Quantized sampled-data control for synchronization of switching stochastic neural networks with time-varying delays and random packet dropouts: Application to secure communications

This paper investigates the synchronization problem of stochastic neural networks (SNNs) characterized by Markovian switching parameters and time-varying delays (TVDs), within the framework of physical systems. In such systems, signal transmission between neurons is often influenced by intrinsic challenges such as time delays, external disturbances and uncertain parameters, all of which may degrade system performance and communication efficiency. To address these issues, a quantized memory sampled-data control (QMSDC) approach is proposed to enhance the robustness and physical realism of neural network models.
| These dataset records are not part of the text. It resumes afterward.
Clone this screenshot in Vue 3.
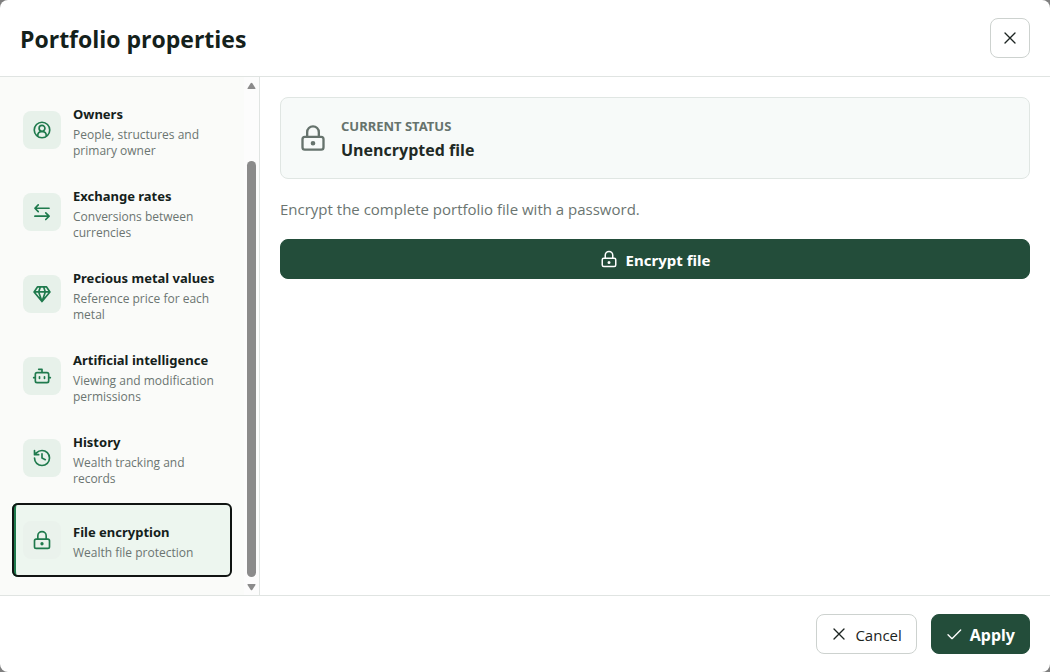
<script setup>
import { ref } from 'vue'

const sections = [
  { id: 'owners', icon: 'user', title: 'Owners', text: 'People, structures and primary owner' },
  { id: 'rates', icon: 'exchange', title: 'Exchange rates', text: 'Conversions between currencies' },
  { id: 'metals', icon: 'diamond', title: 'Precious metal values', text: 'Reference price for each metal' },
  { id: 'ai', icon: 'bot', title: 'Artificial intelligence', text: 'Viewing and modification permissions' },
  { id: 'history', icon: 'history', title: 'History', text: 'Wealth tracking and records' },
  { id: 'encryption', icon: 'lock', title: 'File encryption', text: 'Wealth file protection' },
]
const active = ref('encryption')

const icons = {
  user: 'M2.700 12a9.300 9.300 0 1 0 18.600 0a9.300 9.300 0 1 0 -18.600 0M8.500 10a3.500 3.500 0 1 0 7 0a3.500 3.500 0 1 0 -7 0M7 19.500v-1.500a4 4 0 0 1 4 -4h2a4 4 0 0 1 4 4v1.500',
  exchange: 'M20.500 7.500H3.500M7.500 3.500L3.500 7.500l4 4M3.500 17h17M16.500 13l4 4l-4 4',
  diamond: 'M6.500 3.500h11l4 6l-9.500 11.500l-9.500 -11.500zM2.500 9.500h19M10 3.500l-2 6l4 11.500l4 -11.500l-2 -6',
  bot: 'M12 8V4H8M6 8h12a2 2 0 0 1 2 2v8a2 2 0 0 1 -2 2H6a2 2 0 0 1 -2 -2v-8a2 2 0 0 1 2 -2zM2 14h2M20 14h2M9 13v2M15 13v2',
  history: 'M3 12a9 9 0 1 0 9 -9a9.750 9.750 0 0 0 -6.740 2.740L3 8M3 3v5h5M12 7v5l4 2',
  lock: 'M5 11h14a2 2 0 0 1 2 2v7a2 2 0 0 1 -2 2H5a2 2 0 0 1 -2 -2v-7a2 2 0 0 1 2 -2zM7 11V7a5 5 0 0 1 10 0v4M11 16.500a1 1 0 1 0 2 0a1 1 0 1 0 -2 0',
  close: 'M4.500 4.500l15 15M19.500 4.500L4.500 19.500',
  check: 'M3 13l6 6L22 6',
}
</script>

<template>
  <section class="dialog" role="dialog" aria-labelledby="dialog-title">
    <header class="head">
      <h1 id="dialog-title">Portfolio properties</h1>
      <button class="btn close" type="button" aria-label="Close">
        <svg class="i16" viewBox="0 0 24 24"><path :d="icons.close" /></svg>
      </button>
    </header>

    <div class="body">
      <aside class="side">
        <nav class="list" aria-label="Sections">
          <button
            v-for="s in sections"
            :key="s.id"
            type="button"
            class="item"
            :class="{ active: s.id === active }"
            @click="active = s.id"
          >
            <span class="tile">
              <svg class="i20" viewBox="0 0 24 24"><path :d="icons[s.icon]" /></svg>
            </span>
            <span class="label">
              <strong>{{ s.title }}</strong>
              <small>{{ s.text }}</small>
            </span>
          </button>
        </nav>
        <div class="scrollbar" aria-hidden="true">
          <svg viewBox="0 0 10 8"><path d="M4 1.500Q5 0 6 1.500L9.500 7Q10 8 9 8H1Q0 8 .5 7z" /></svg>
          <div class="track"><div class="thumb"></div></div>
          <svg viewBox="0 0 10 8"><path d="M4 6.500Q5 8 6 6.500L9.500 1Q10 0 9 0H1Q0 0 .5 1z" /></svg>
        </div>
      </aside>

      <main class="main">
        <div class="status">
          <svg class="i28" viewBox="0 0 24 24"><path :d="icons.lock" /></svg>
          <div>
            <div class="caption">CURRENT STATUS</div>
            <div class="state">Unencrypted file</div>
          </div>
        </div>
        <p>Encrypt the complete portfolio file with a password.</p>
        <button class="btn primary" type="button">
          <svg class="i18" viewBox="0 0 24 24"><path :d="icons.lock" /></svg>
          <span>Encrypt file</span>
        </button>
      </main>
    </div>

    <footer class="foot">
      <button class="btn" type="button">
        <svg class="i16" viewBox="0 0 24 24"><path :d="icons.close" /></svg>
        <span>Cancel</span>
      </button>
      <button class="btn primary" type="button">
        <svg class="i16" viewBox="0 0 24 24"><path :d="icons.check" /></svg>
        <span>Apply</span>
      </button>
    </footer>
  </section>
</template>

<style>
body {
  background: #7f7f7f;
}
</style>

<style scoped>
* {
  box-sizing: border-box;
}
.dialog {
  display: flex;
  flex-direction: column;
  min-height: 100vh;
  overflow: hidden;
  border-radius: 8px;
  background: #fff;
  color: #14211b;
  font-family: "Open Sans", "Noto Sans", sans-serif;
  font-size: 15px;
}
.head {
  display: flex;
  align-items: center;
  justify-content: space-between;
  padding: 18px 20px;
  border-bottom: 1px solid #e0e4e2;
}
h1 {
  margin: 0;
  padding-top: 2px;
  font-size: 23px;
  line-height: 32px;
  font-weight: 700;
}
svg {
  flex: none;
  fill: none;
  stroke: currentColor;
  stroke-width: 2;
  stroke-linecap: round;
  stroke-linejoin: round;
}
.i16 {
  width: 16px;
  height: 16px;
}
.i18 {
  width: 18px;
  height: 18px;
}
.i20 {
  width: 20px;
  height: 20px;
}
.i28 {
  width: 28px;
  height: 28px;
}
.btn {
  display: flex;
  align-items: center;
  justify-content: center;
  gap: 8px;
  height: 40px;
  padding: 0 14px;
  border: 1px solid #cdd2cf;
  border-radius: 8px;
  background: #fff;
  color: #1c2421;
  font: inherit;
}
.btn span {
  padding-top: 2px;
}
.close {
  width: 40px;
  padding: 0;
}
.primary {
  border-color: #234d3a;
  background: #234d3a;
  color: #fff;
  font-family: "Noto Sans", sans-serif;
  font-size: 16px;
  font-weight: 700;
}
.main .primary {
  width: 100%;
  font-size: 15px;
}
.body {
  display: flex;
  flex: 1;
}
.side {
  display: flex;
  flex: none;
  width: 260px;
  border-right: 1px solid #e0e4e2;
  background: #fafbf9;
}
.list {
  display: flex;
  flex: 1;
  flex-direction: column;
  justify-content: flex-end;
  gap: 8px;
  padding: 16px 12px 18px;
}
.item {
  display: flex;
  align-items: center;
  gap: 12px;
  height: 74px;
  padding: 0 4px 0 7px;
  border: 0;
  border-left: 4px solid transparent;
  border-radius: 6px;
  background: transparent;
  color: inherit;
  font: inherit;
  text-align: left;
}
.item.active {
  border-left-color: #1f7a4d;
  background: #edf6ef;
  outline: 2px solid #101412;
  outline-offset: -2px;
}
.tile {
  display: flex;
  flex: none;
  align-items: center;
  justify-content: center;
  width: 38px;
  height: 38px;
  border-radius: 8px;
  background: #e7f1ea;
  color: #1f7a4d;
}
.active .tile {
  background: #eaf2ec;
}
.label {
  display: flex;
  flex-direction: column;
  gap: 4px;
  padding-top: 3px;
}
.label strong {
  font-family: "Noto Sans", sans-serif;
  font-size: 13px;
  line-height: 18px;
  white-space: nowrap;
}
.label small {
  color: #6b7571;
  font-size: 12px;
  line-height: 16px;
}
.scrollbar {
  display: flex;
  flex-direction: column;
  align-items: center;
  gap: 4px;
  width: 15px;
  padding: 5px 0 4px;
  background: #fcfcfc;
}
.scrollbar svg {
  width: 9px;
  height: 7px;
  fill: #8b8b8b;
  stroke: none;
}
.track {
  display: flex;
  flex: 1;
  align-items: flex-end;
  padding-bottom: 3px;
}
.thumb {
  width: 9px;
  height: 86%;
  border-radius: 5px;
  background: #8b8b8b;
}
.main {
  flex: 1;
  padding: 20px;
}
.status {
  display: flex;
  align-items: center;
  gap: 14px;
  padding: 16px 18px;
  border: 1px solid #e0e6e3;
  border-radius: 8px;
  background: #f7faf9;
  color: #66736d;
}
.caption {
  font-family: "Noto Sans", sans-serif;
  font-size: 13px;
  line-height: 24px;
  font-weight: 700;
}
.state {
  color: #1f2a25;
  font-size: 16px;
  line-height: 24px;
  font-weight: 700;
}
p {
  margin: 19px 0;
  color: #6b7571;
  line-height: 22px;
}
.foot {
  display: flex;
  justify-content: flex-end;
  gap: 14px;
  padding: 18px 20px;
  border-top: 1px solid #e0e4e2;
}
</style>
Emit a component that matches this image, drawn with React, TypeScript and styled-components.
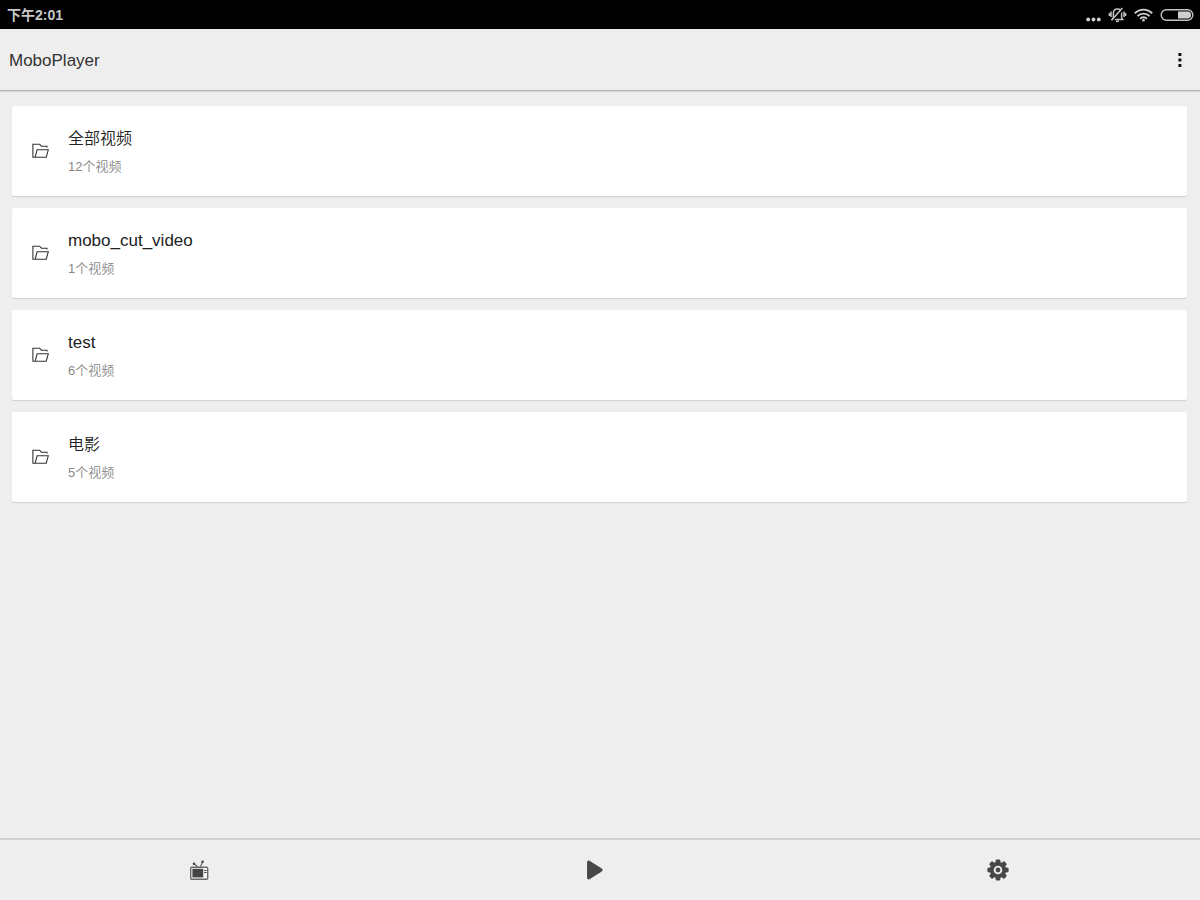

A novel looped-type Lyapunov functional (LTLF) is constructed, integrating both sampling information and the effects of quantized communication and transmission delays. Based on Jensen’s integral inequality, sufficient synchronization conditions are derived under probabilistic packet loss and are formulated as linear matrix inequalities (LMIs) to facilitate numerical verification. The effectiveness of the proposed method is demonstrated through numerical simulations, which confirm improved synchronization performance in delayed SNNs operating in physical environments. Furthermore, the chaotic dynamics inherent to such delayed systems are exploited to develop a secure communication scheme. The security aspect is validated through statistical analyses on standard benchmark images, verifying the protocol’s capability in ensuring reliable and confidential information transmission in physical neural systems.